The shooting focused attention on several race-related tensions in the United States. First, members of the predominantly Black community viewed Brown’s death as the result of a White police officer racially profiling a Black man (Nobles and Bosman 2014). In the days after, it was revealed that only three members of the town’s fifty-three-member police force were Black (Nobles and Bosman 2014). The national dialogue shifted during the next few weeks, with some commentators pointing to a nationwide sedimentation of racial inequality and identifying redlining in Ferguson as a cause of the unbalanced racial composition in the community, in local political establishments, and police force (Bouie 2014).
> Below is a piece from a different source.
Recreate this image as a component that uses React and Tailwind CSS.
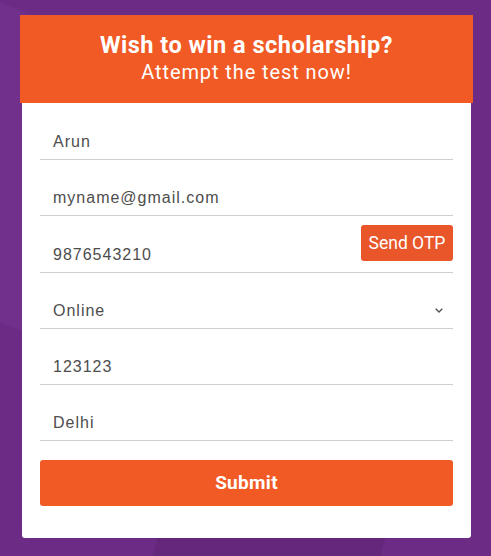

Redlining is the practice of routinely refusing mortgages for households and businesses located in predominately minority communities, while sedimentation of racial inequality describes the intergenerational impact of both practical and legalized racism that limits the abilities of Black people to accumulate wealth and access needed resources.
Ferguson’s racial imbalance may explain in part why, even though in 2010 only about 63 percent of its population was Black, in 2013 Black people were detained in 86 percent of stops, 92 percent of searches, and 93 percent of arrests (Missouri Attorney General’s Office 2014). In addition, de facto segregation in Ferguson’s schools, a race-based wealth gap, urban sprawl, and a Black unemployment rate three times that of the White unemployment rate worsened existing racial tensions in Ferguson while also reflecting nationwide racial inequalities (Bouie 2014).
This situation has not much changed in the United States. After Michael Brown, dozens of unarmed Black people have been shot and killed by police. Studies find no change to the racial disparity in the use of deadly force by police (Belli 2020). Do you think that racial tension can be reduced by stopping police action against racial minorities? What types of policies and practices are important to reduce racial tension? Who is responsible? Why?